N’a-t-on pas observé un vote travailliste utile en Écosse qui s’est reporté sur le SNP (Scottish National Party), le parti national écossais qui compte désormais 48 sièges des 59 disponibles pour l’Écosse à la Chambre des communes ?
Les travaillistes sont les grands perdants de la poussée nationaliste de ces vingt dernières années. D’autant que le SNP occupe un créneau politiquement et économiquement social-démocrate de gauche. Cette évolution est en partie une réaction contre le blairisme considéré par les Écossais comme une trahison des idéaux travaillistes de gauche. Mais on ne peut pas dire qu’elle date de 2019. La déroute travailliste en Écosse au profit du SNP est actée depuis deux, voire trois élections. Et Corbyn, malgré le nouvel ancrage à gauche du Parti travailliste, n’a pas été un attrait pour les Écossais. Le SNP n’a eu de cesse de rappeler que Corbyn n’était pas fiable en pointant systématiquement la question de l’Europe et du Brexit.
Déstabilisé par des accusations d’antisémitisme au sein du parti travailliste, Corbyn a paradoxalement contribué à la promotion politique de jeunes femmes issues de ce que l’on appelle les « minorités ethniques ».

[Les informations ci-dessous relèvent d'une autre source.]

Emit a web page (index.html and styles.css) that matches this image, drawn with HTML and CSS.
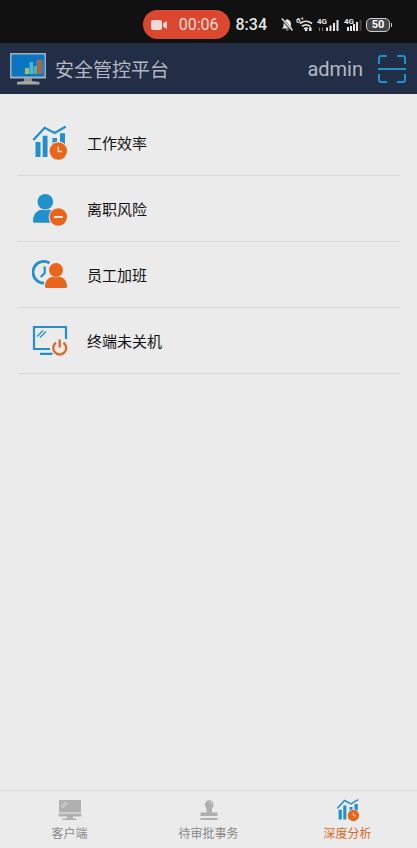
FILE: index.html
```html
<!DOCTYPE html>
<html lang="zh-CN">
<head>
<meta charset="utf-8">
<meta name="viewport" content="width=device-width, initial-scale=1">
<title>安全管控平台</title>
<link rel="stylesheet" href="styles.css">
</head>
<body>
<div class="status">
  <div class="recording">
    <svg width="16" height="10" viewBox="0 0 16 10" fill="#eed9d5"><rect width="11" height="10" rx="2"/><path d="M12 3.500l3-2q1-.5 1 .5v6q0 1-1 .5l-3-2z"/></svg>
    <span>00:06</span>
  </div>
  <span class="clock">8:34</span>
  <div class="signals">
    <svg width="81" height="16" viewBox="0 0 81 16" fill="#e6e6e6">
      <path d="M1 11.500l1.500-2V7q0-3.500 3-4.300Q6 1.500 7 2.700q3 .8 3 4.300v2.500l1.500 2zM4.500 12.500h3.500q-1.700 2-3.500 0z"/>
      <path d="M1 2l10.500 12" stroke="#111" stroke-width="2.600"/>
      <path d="M.8 1.500l10.700 12" stroke="#e6e6e6" stroke-width="1.300"/>
      <g fill="none" stroke="#e6e6e6" stroke-width="1.700"><path d="M19 6.500q6-4.500 12 0"/><path d="M21 9.300q4-3 8 0"/><path d="M23 11.700q2-1.400 4 0"/></g>
      <circle cx="25" cy="13" r="1.300"/><path d="M28 14v-3l1.300-1.500L30.600 11v3z"/>
      <text class="tag" x="15" y="6">6⁺</text>
      <text class="tag" x="36" y="7">4G</text>
      <path d="M38 10.500h1V14h-1zM41 10.500h1V14h-1z" fill="#777"/>
      <path d="M45 10.500h2V14h-2zM48.500 8.500h2V14h-2zM52 6h2v8h-2zM55.500 3h2v11h-2z"/>
      <text class="tag" x="63" y="7">4G</text>
      <path d="M66 10h2v4h-2zM69 9h2v5h-2zM72 7h2v7h-2zM75 5h2v9h-2z"/><path d="M78.500 3h2v11h-2z" fill="#444"/>
    </svg>
    <span class="battery">50</span>
  </div>
</div>

<header class="header">
  <svg width="36" height="32" viewBox="0 0 36 32">
    <path d="M14 25h8v4h-8z" fill="#8b8f90"/><path d="M7 29q11-2 22.500 0v2.500H7z" fill="#a6a8a5"/>
    <path d="M0 0h36v25.500H0z" fill="#a4afb8"/><path d="M1.500 1.500h33v22h-33z" fill="#0b75c2"/>
    <path d="M13 20.500l4-1V16h9V7h8.500v14H13z" fill="#3183b5"/>
    <path d="M15 15h4v6h-4z" fill="#a2be68"/><path d="M19.500 9h3.500v12h-3.500z" fill="#4db4da"/><path d="M23.500 13h3.500v8h-3.500z" fill="#49b5a5"/><path d="M27.500 6.500H31V21h-3.500z" fill="#c95b2b"/>
  </svg>
  <h1 class="title">安全管控平台</h1>
  <span class="user">admin</span>
  <button class="scan" type="button" aria-label="扫一扫">
    <svg width="28" height="28" viewBox="0 0 28 28" fill="none" stroke="#2091cb" stroke-width="2"><path d="M1 9V3q0-2 2-2h6M19 1h6q2 0 2 2v6M27 19v6q0 2-2 2h-6M9 27H3q-2 0-2-2v-6M0 14h28"/></svg>
  </button>
</header>

<main class="content">
  <ul class="menu">
    <li><a class="row" href="#efficiency">
      <svg width="36" height="37" viewBox="0 0 36 37">
        <g id="chart">
          <path d="M2 15.300L12.700 3.800l10 5.200L33 3" fill="none" stroke="#2190cd" stroke-width="2.300" stroke-linecap="round"/>
          <path d="M3.500 18h5v15h-5zM10.700 11.700h4.800V33h-4.800zM20.500 14h4.500v8h-4.500zM28 9.300h5V24h-5z" fill="#2190cd"/>
          <circle cx="26.300" cy="27" r="9.700" fill="#ebebeb"/><circle cx="26.300" cy="27" r="8.700" fill="#e8651a"/>
          <path d="M26.300 22.500v5H30" fill="none" stroke="#f5ded0" stroke-width="1.500"/>
        </g>
      </svg>
      <span>工作效率</span></a></li>
    <li><a class="row" href="#resign">
      <svg width="36" height="37" viewBox="0 0 36 37">
        <circle cx="13.300" cy="11.700" r="7.800" fill="#2190cd"/>
        <path d="M1 31q0-7 5-10 2-1.300 4-1.200 3.500.9 7 0 3-.2 5 2v11H2.500Q1 32.800 1 31z" fill="#2190cd"/>
        <circle cx="26.300" cy="27" r="9.700" fill="#ebebeb"/><circle cx="26.300" cy="27" r="8.700" fill="#e8651a"/>
        <path d="M22 27h8.700" stroke="#f5e6dc" stroke-width="2"/>
      </svg>
      <span>离职风险</span></a></li>
    <li><a class="row" href="#overtime">
      <svg width="36" height="37" viewBox="0 0 36 37">
        <path d="M17.500 7A10.800 10.800 0 1 0 12 27" fill="none" stroke="#2190cd" stroke-width="2.800"/>
        <path d="M12.700 10.500V17l-4 4" fill="none" stroke="#2190cd" stroke-width="2.200"/>
        <circle cx="24" cy="14" r="7" fill="#e8651a"/>
        <path d="M13 30.500q0-6.500 5-9 1.500-.7 3-.5 3 .6 6 0 1.500-.2 3 .5 5 2.500 5 9 0 1.500-1.500 1.500h-19Q13 32 13 30.500z" fill="#e8651a"/>
      </svg>
      <span>员工加班</span></a></li>
    <li><a class="row" href="#poweron">
      <svg width="36" height="37" viewBox="0 0 36 37" fill="none">
        <path d="M34 17V5H2v22h16M8 31.800h12.500" stroke="#2190cd" stroke-width="2.200"/>
        <path d="M5 14.500L11 8.500M8 15.500L14 9.500" stroke="#2190cd" stroke-width="1.200"/>
        <path d="M24 20.700a6.500 6.500 0 1 0 7.400 0M27.700 17.500v8" stroke="#e0661f" stroke-width="2.300"/>
      </svg>
      <span>终端未关机</span></a></li>
  </ul>
</main>

<nav class="tabs">
  <a class="tab" href="#clients">
    <svg width="24" height="24" viewBox="0 0 24 24" fill="#b0b0b0"><path d="M1 2h22v12.500H1zM.500 15.500h23v2q0 1-1 1h-21q-1 0-1-1zM9 18.500h6v2h3.500V22h-14v-1.500H9z"/><path d="M3 9l5-5M4.500 10l5-5" stroke="#e2e2e2" stroke-width=".9"/></svg>
    <span>客户端</span></a>
  <a class="tab" href="#approvals">
    <svg width="24" height="24" viewBox="0 0 24 24" fill="#b0b0b0"><path d="M9.500 10.500Q8 9 8 6.500a4.300 4.300 0 0 1 8.600 0q0 2.500-1.600 4v4h5.500V18h-17v-3.500h6zM3.500 20h17v2h-17z"/><path d="M12.500 4.500q2 0 2 2" fill="none" stroke="#ddd" stroke-width=".9"/></svg>
    <span>待审批事务</span></a>
  <a class="tab active" href="#analysis" aria-current="page">
    <svg width="24" height="24" viewBox="0 0 36 37"><use href="#chart"/></svg>
    <span>深度分析</span></a>
</nav>
</body>
</html>
```
FILE: styles.css
```css
* { box-sizing: border-box; }

body {
  margin: 0;
  min-height: 100vh;
  display: flex;
  flex-direction: column;
  background: #ebebeb;
  color: #111;
  font-family: Roboto, "Noto Sans CJK SC", sans-serif;
}

svg { display: block; flex: none; }
a { color: inherit; text-decoration: none; }

.status {
  display: flex;
  align-items: center;
  justify-content: flex-end;
  height: 43px;
  padding: 6px 27px 0 0;
  background: #111;
  color: #e6e6e6;
}

.recording {
  display: flex;
  align-items: center;
  justify-content: space-between;
  width: 87px;
  height: 29px;
  padding: 0 11px 0 8px;
  border-radius: 15px;
  background: #db482f;
  color: #f0dcd8;
  font-size: 16px;
}

.clock {
  margin: 0 14px 0 6px;
  font-size: 16px;
  font-weight: 500;
}

.signals {
  display: flex;
  align-items: center;
  gap: 4px;
}

.tag {
  font-size: 8px;
  font-weight: 700;
}

.battery {
  position: relative;
  width: 24px;
  height: 14px;
  border: 1px solid #ccc;
  border-radius: 5px;
  background: #444;
  color: #fff;
  font-size: 11px;
  font-weight: 700;
  line-height: 12px;
  text-align: center;
}

.battery::after {
  content: "";
  position: absolute;
  top: 4px;
  right: -3px;
  width: 1px;
  height: 4px;
  background: #ccc;
}

.header {
  display: flex;
  align-items: center;
  height: 51px;
  padding: 0 11px 0 10px;
  background: #222e45;
  color: #b4b8c0;
}

.title {
  flex: 1;
  margin: 0 0 0 9px;
  font-size: 19px;
  font-weight: 400;
}

.user { font-size: 20px; }

.scan {
  margin-left: 15px;
  padding: 0;
  border: 0;
  background: none;
}

.content {
  flex: 1;
  padding: 16px 17px 0 18px;
}

.menu {
  margin: 0;
  padding: 0;
  list-style: none;
}

.row {
  display: flex;
  align-items: center;
  gap: 19px;
  height: 66px;
  padding-left: 14px;
  border-bottom: 1px solid #dadada;
  font-size: 15px;
}

.tabs {
  display: grid;
  grid-template-columns: repeat(3, 1fr);
  height: 58px;
  border-top: 1px solid #dcdcdc;
}

.tab {
  display: flex;
  flex-direction: column;
  align-items: center;
  gap: 3px;
  padding-top: 7px;
  color: #888;
  font-size: 12px;
  line-height: 18px;
}

.active { color: #e0661f; }
```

Oui, effectivement, il y a eu une consolidation plus qu’une avancée dans ce domaine. Des femmes britanniques, noires, asiatiques, bengalies, pakistanaises, indiennes, toutes issues de l’ancien empire colonial, ont accédé à la députation dans des zones ouvrières qui votent travailliste. Le discours de Corbyn a réussi à mobiliser ceux et celles qui ont absolument tout à perdre d’un vote pour Boris Johnson et qui ont fait l’objet, durant la campagne, de remarques racistes, xénophobes, sexistes et islamophobes très nombreuses. Il faut reconnaitre cela à Jeremy Corbyn. Quel que soit son successeur, ce mouvement ira croissant. Blair était beaucoup plus discret sur la question. Il avait amené beaucoup de femmes parmi les élus en 1997, mais encore très peu en provenance des minorités ethniques. Parmi les 202 élus travaillistes, il y a plus de femmes (104) que d’hommes (98) (elles sont 87 sur 365 au sein du parti conservateur) et beaucoup proviennent de minorités ethniques.